The main contender for the leadership of the Ulster Unionist Party has said unionists should have nothing to fear from a border poll in the North on reuniting Ireland.
Mike Nesbitt also said a parallel poll could be held in the 26 County state on whether it should join the Commonwealth (of former British Empire states).
Nesbitt was responding to calls from the Sinn Féin president, Gerry Adams, that a referendum be held to determine the North of Ireland’s constitutional status. Last week British Secretary Owen Paterson ruled out any border poll in the near future.
In an interview published last week in the US, Adams said he believed the reunification of Ireland could take place “in our time”. He pointed out that “the British still have an illegal, immoral and illegitimate claim to part of Ireland”.
But he also said Ireland had already “transcended” the partition of the island through the infrastructure of the Good Friday Agreement. “When a majority of the people (within the Six Counties) wish for unity it will happen,” he said.
He also referred to his party’s “unionist outreach” program of building relationships with the unionist community, which has recently seen unionists addressing Sinn Fein events.
“You couldn’t have imagined that sort of thing happening five to ten years ago in the mood and spirit this was conducted,” he said. “The more we do of this the better for all.”
For his part, Nesbitt said he wanted to reach out to a substantial number of Catholic voters in the Six Counties who were “pro-union” but traditionally turned off voting for unionist parties.

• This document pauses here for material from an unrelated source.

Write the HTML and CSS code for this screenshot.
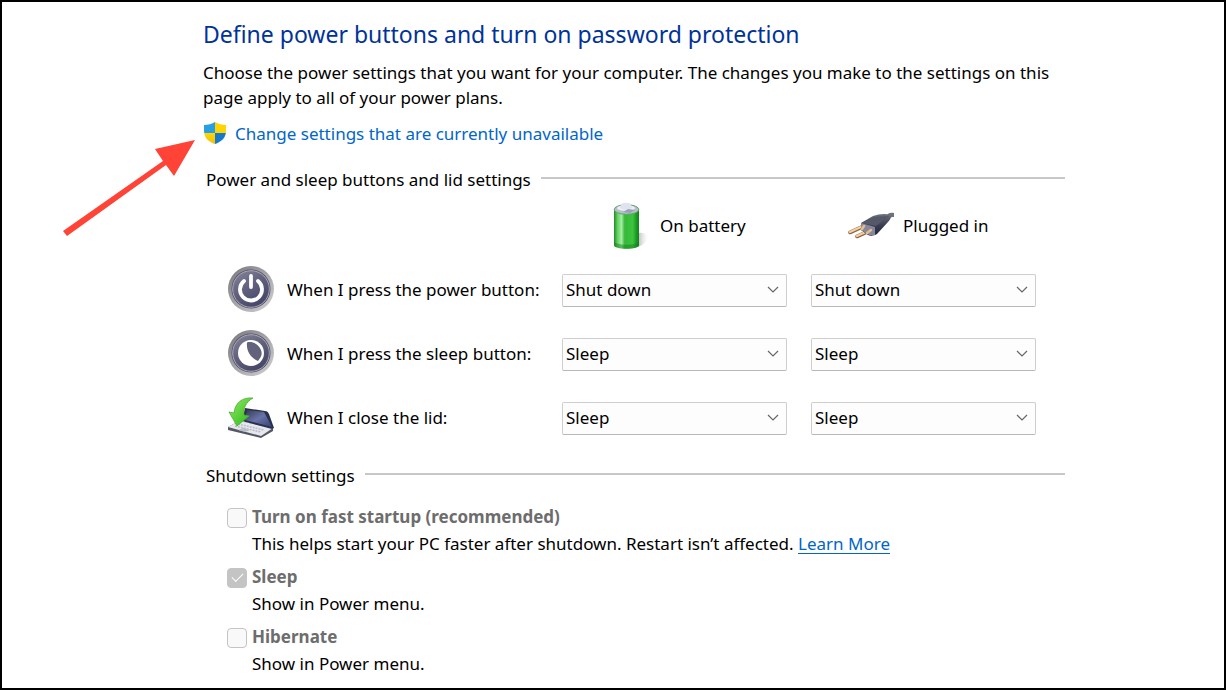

On a possible poll similar to the referendum Scottish nationalist leader Alex Salmond is proposing in Scotland, Nesbitt said: “I would argue that even those who would be aspirationally pro-united Ireland but would quietly utter under their breath: ‘Please not yet.’”
The UUP will vote on their next leader at a special delegate conference in Belfast on 31 March. Once the dominant unionist party in the North of Ireland, the UUP fell into decline as unionist voters backed the more hardline policies of the DUP in the aftermath of the 1998 Good Friday Agreement.
Nesbitt, a former Ulster Television News presenter, became the main contender when Newry-based Assembly member Danny Kennedy quit the contest this week. Nesbitt’s only rival is the current deputy leader, South Down Assembly member John McCallister, who is seen as a relative hardliner but who also describes himself as “a liberal unionist”.